Dans la même période, le nombre des pays ayant été le théâtre d’une prise d’otage de Français a triplé, passant de cinq à quinze ! Et la liste des zones dangereuses répertoriées par le ministre des Affaires étrangères ne cesse de s’allonger. Outre l’Irak, l’Afghanistan, le Pakistan et le Yémen, y figurent le Pérou, le Tchad, le Venezuela, l’Algérie, la Colombie, le Soudan, le Nigeria, la Géorgie ou encore Madagascar. Face à la sensibilité du phénomène, le Quai d’Orsay a décidé de ne plus communiquer sur le nombre d’otages français retenus ou libérés en 2009. Actuellement, huit de nos compatriotes, dont deux journalistes de France 3, sont entre les griffes de bandes criminelles, dans une demi-douzaine de pays.
« Depuis six ans, le kidnapping visant nos salariés à l’étranger a explosé, déplore Olivier Hassid, délégué général du Club des directeurs de sécurité des entreprises. Le temps des sociétés franchouillardes n’osant franchir les frontières est révolu. Sans cesse à la recherche de relais de croissance pour dégager de nouveaux profits, nos entreprises s’implantent dans des zones de plus en plus complexes... et s’exposent davantage à une menace multidimensionnelle. »
À titre d’exemple, un constructeur comme Renault, présent dans une dizaine de pays dans les années 1980, rayonne désormais dans 118 nations.
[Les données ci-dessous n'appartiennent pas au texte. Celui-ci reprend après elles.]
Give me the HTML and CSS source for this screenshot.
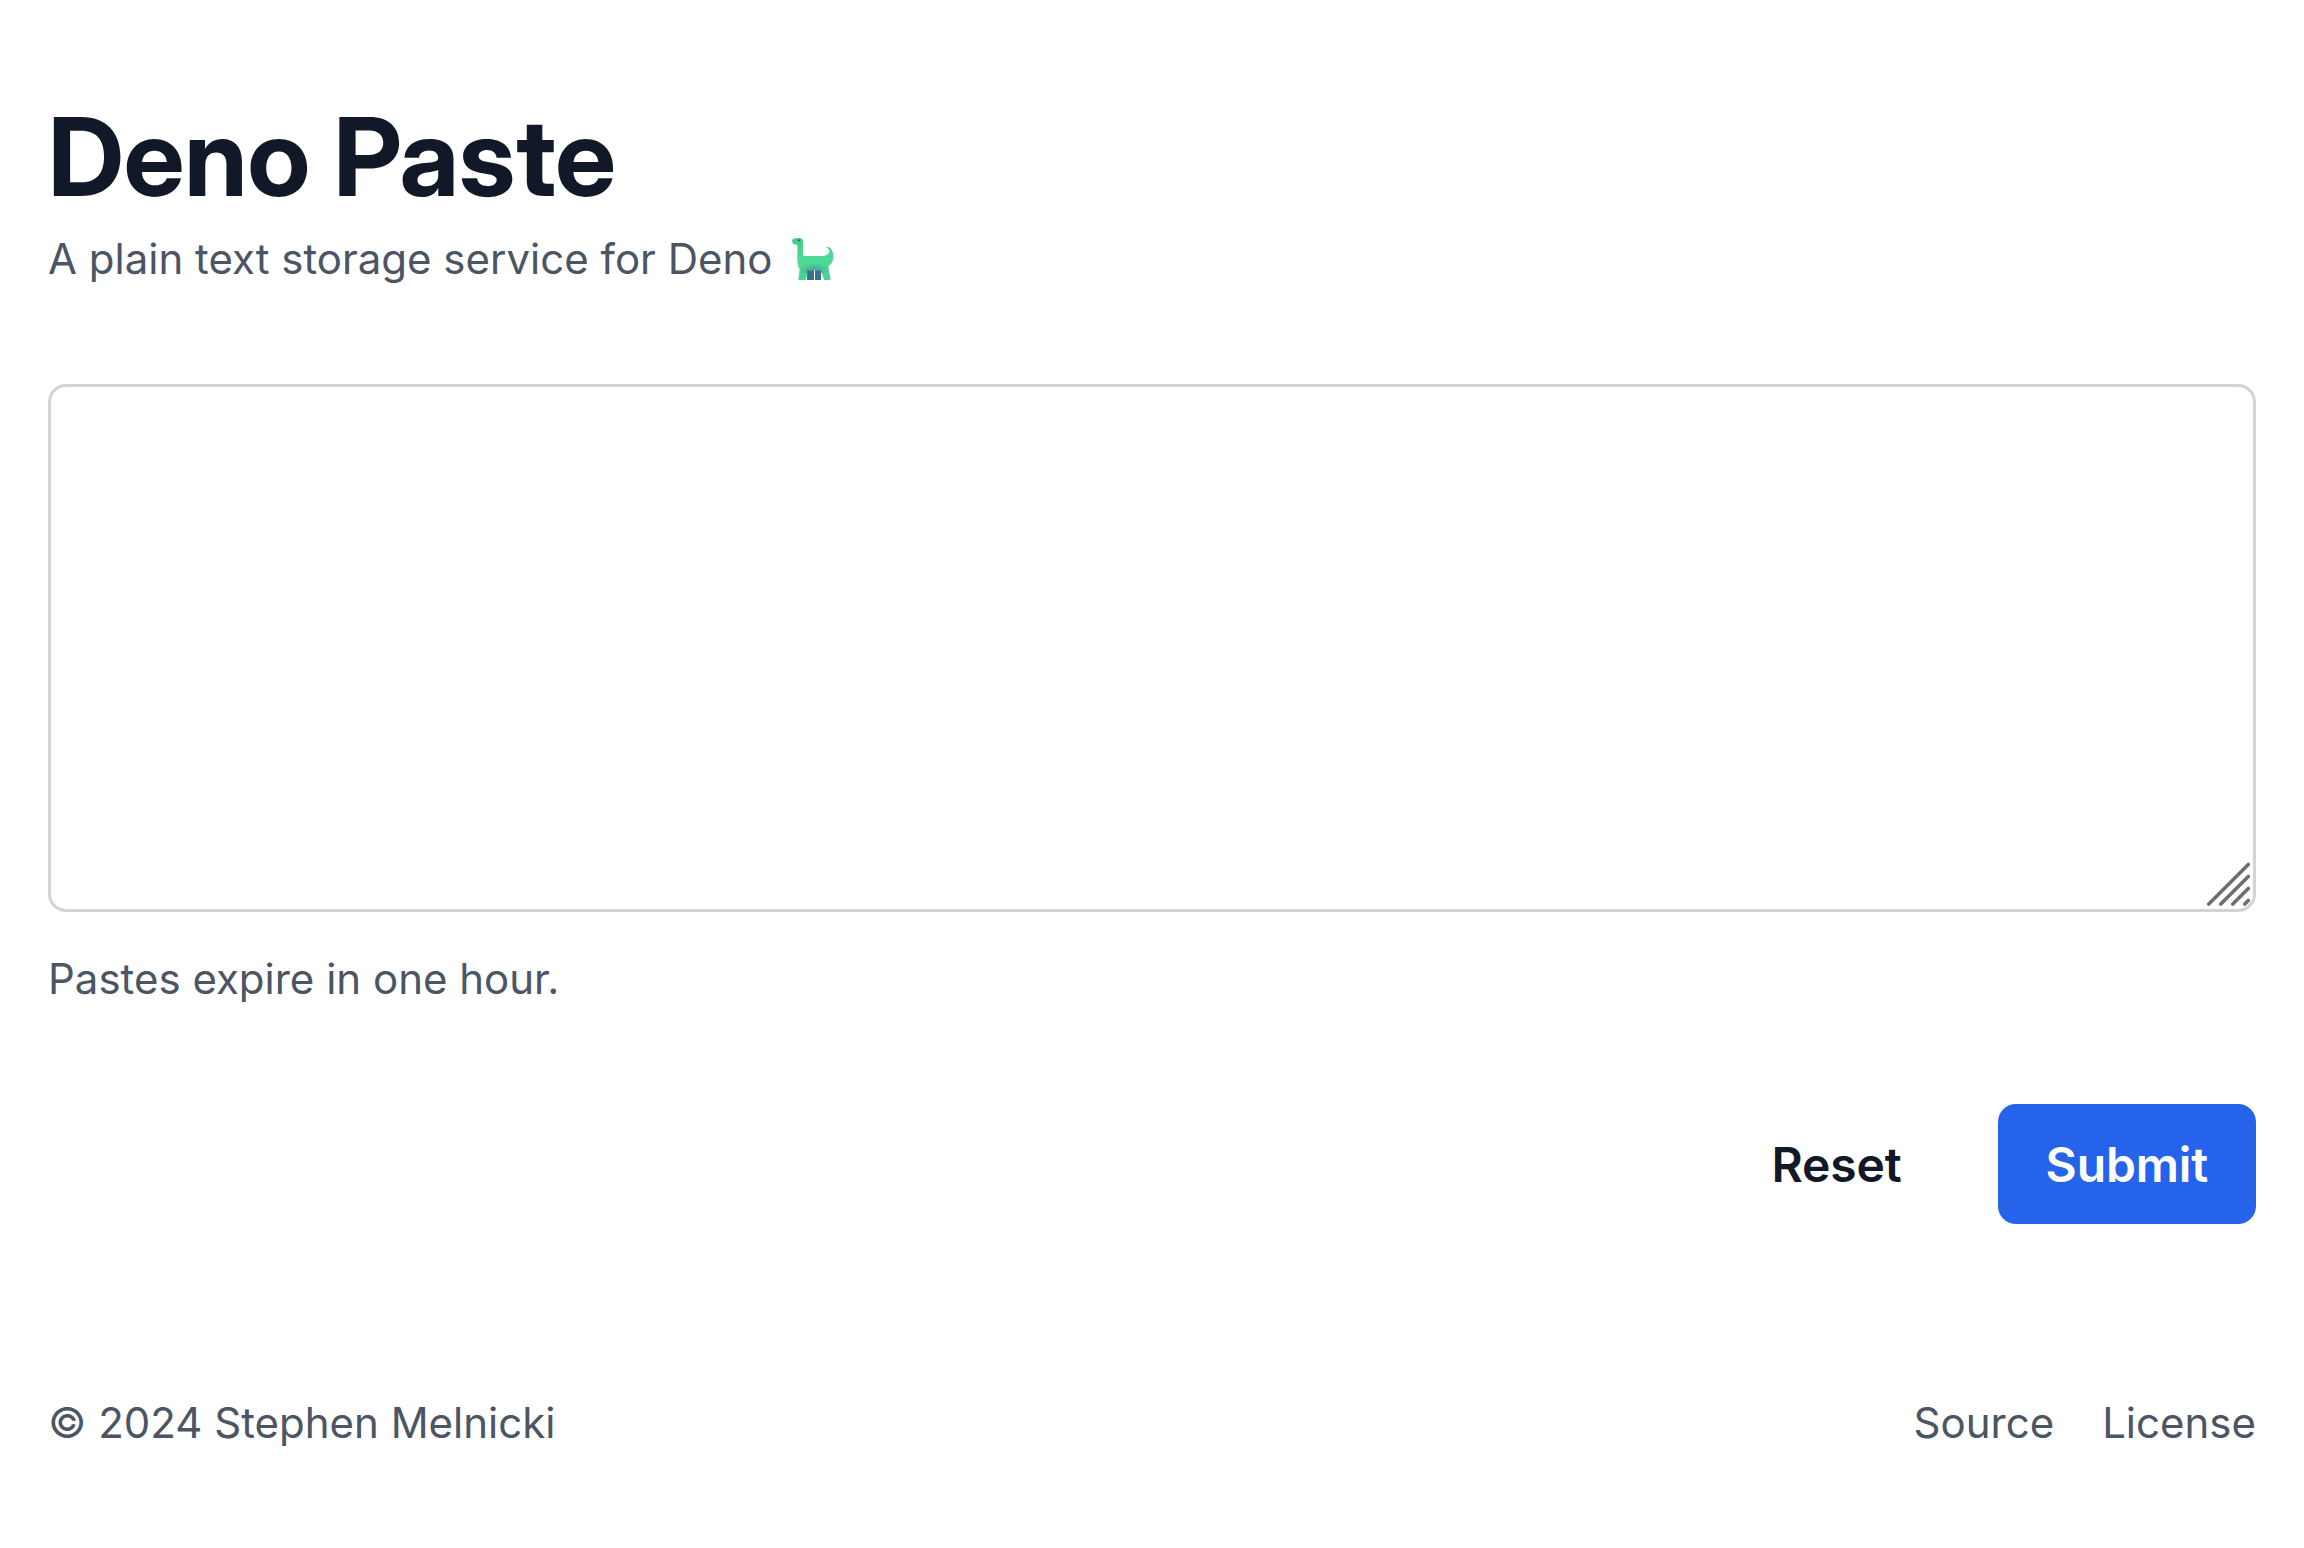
FILE: index.html
```html
<!DOCTYPE html>
<html lang="en">
<head>
<meta charset="utf-8">
<title>Deno Paste</title>
<link rel="stylesheet" href="styles.css">
</head>
<body>
<div class="page">
  <header class="header">
    <h1 class="title">Deno Paste</h1>
    <p class="text subtitle">A plain text storage service for Deno
      <svg class="dino" viewBox="18 18 162 162" aria-hidden="true">
        <defs>
          <linearGradient id="body" x1="0" y1="38" x2="0" y2="165" gradientUnits="userSpaceOnUse">
            <stop offset="0" stop-color="#42cd88"/>
            <stop offset=".5" stop-color="#4fdb95"/>
            <stop offset="1" stop-color="#4ad393"/>
          </linearGradient>
          <radialGradient id="belly" cx="0" cy="0" r="1" gradientTransform="translate(103 142) scale(50 32)" gradientUnits="userSpaceOnUse">
            <stop offset="0" stop-color="#4390a0" stop-opacity=".9"/>
            <stop offset=".4" stop-color="#439ba0" stop-opacity=".6"/>
            <stop offset="1" stop-color="#48c090" stop-opacity="0"/>
          </radialGradient>
        </defs>
        <path fill="url(#body)" d="M36 47C37 40 46 38 57 39C65 39 69 44 69 51V93H128C142 92 149 85 148 78C147 71 143 68 138 68C141 64 151 67 156 76C165 93 160 115 145 124L152 165H132L122 136H86L77 165H55L59 133C54 125 52 115 52 102V59C43 60 36 55 36 47Z"/>
        <path fill="url(#belly)" d="M60 93H145V124L148 145H125L122 136H86L83 145H58Z"/>
        <path fill="#3b7186" d="M82 136h20v29H81zM105 136h18v29h-18z"/>
        <ellipse cx="57" cy="46" rx="4" ry="2.8" fill="#315e50"/>
      </svg>
    </p>
  </header>
  <form class="form">
    <div class="field">
      <textarea class="input" aria-label="Paste"></textarea>
      <svg class="grip" viewBox="0 0 44 44" aria-hidden="true">
        <path d="M2.8 42 42.3 2.5M14.8 42 42.3 14.5M26.8 42 42.3 26.5M38.8 42 42.3 38.5"/>
      </svg>
    </div>
    <p class="text hint">Pastes expire in one hour.</p>
    <div class="actions">
      <button class="button" type="reset">Reset</button>
      <button class="button primary" type="button">Submit</button>
    </div>
  </form>
  <footer class="text footer">
    <span>© 2024 Stephen Melnicki</span>
    <nav class="links"><a class="link" href="#">Source</a><a class="link" href="#">License</a></nav>
  </footer>
</div>
</body>
</html>
```
FILE: styles.css
```css
* { box-sizing: border-box; }
body { margin: 0; background: #fff; color: #111827; font-family: Inter, sans-serif; }
.page { padding: 96px 48px; }
.title { margin: 0; font-family: "Inter Display", Inter, sans-serif; font-size: 108px; line-height: 122px; font-weight: 700; }
.text { margin: 0; font-size: 42px; line-height: 62px; color: #4b5563; }
.subtitle { margin-top: 10px; display: flex; align-items: center; gap: 14px; }
.dino { width: 54px; height: 54px; margin-bottom: 2px; }
.form { margin-top: 94px; }
.field { position: relative; height: 528px; }
.input {
  display: block; width: 100%; height: 100%; padding: 24px 36px;
  border: 3px solid #d1d5db; border-radius: 18px; background: #fff;
  font: 48px/72px Inter, sans-serif; resize: none; outline: none;
}
.grip { position: absolute; right: 6px; bottom: 6px; width: 44px; height: 44px; }
.grip path { fill: none; stroke: #6e6e6e; stroke-width: 3.6; stroke-linecap: round; }
.hint { margin-top: 36px; }
.actions { margin-top: 94px; display: flex; justify-content: flex-end; gap: 48px; }
.button {
  border: 0; padding: 25px 48px 23px; border-radius: 18px; background: transparent;
  font: 600 48px/72px Inter, sans-serif; letter-spacing: -0.15px; color: #111827;
}
.primary { background: #2563eb; color: #fff; }
.footer { margin-top: 168px; display: flex; justify-content: space-between; }
.links { display: flex; gap: 48px; }
.link { color: inherit; text-decoration: none; }
```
Soucieuses d’éviter toute publicité fâcheuse, les entreprises ont longtemps tenté de régler les enlèvements de manière hasardeuse et peu professionnelle. En Colombie, au Brésil ou au Nigeria, une vie française peut se marchander entre 50 000 et 250 000 euros.
Un vrai marchandage de tapis ! Des sommes plus exorbitantes, frisant le million de dollars auraient même été exigées. « Il existe un chiffre noir du nombre d’otages kidnappés, sans que l’État en soit informé, décrypte le commissaire divisionnaire Amaury de Hauteclocque, patron du Raid. Plutôt que de faire appel à la police, les entreprises contractaient des assurances avec des compagnies anglo-saxonnes pour payer dans la plus grande confidentialité les rançons, sans même tenter de négocier. » Un effet d’aubaine pour les ravisseurs, qui auraient tenté de monnayer la libération d’un Français pour des montants jusqu’à 100 fois supérieurs aux tarifs en usage avant de baisser leur prétention. Début 2000, l’expatrié français serait devenu un gibier de tout premier choix, notamment dans les Caraïbes, en Amérique latine ou encore en Afrique.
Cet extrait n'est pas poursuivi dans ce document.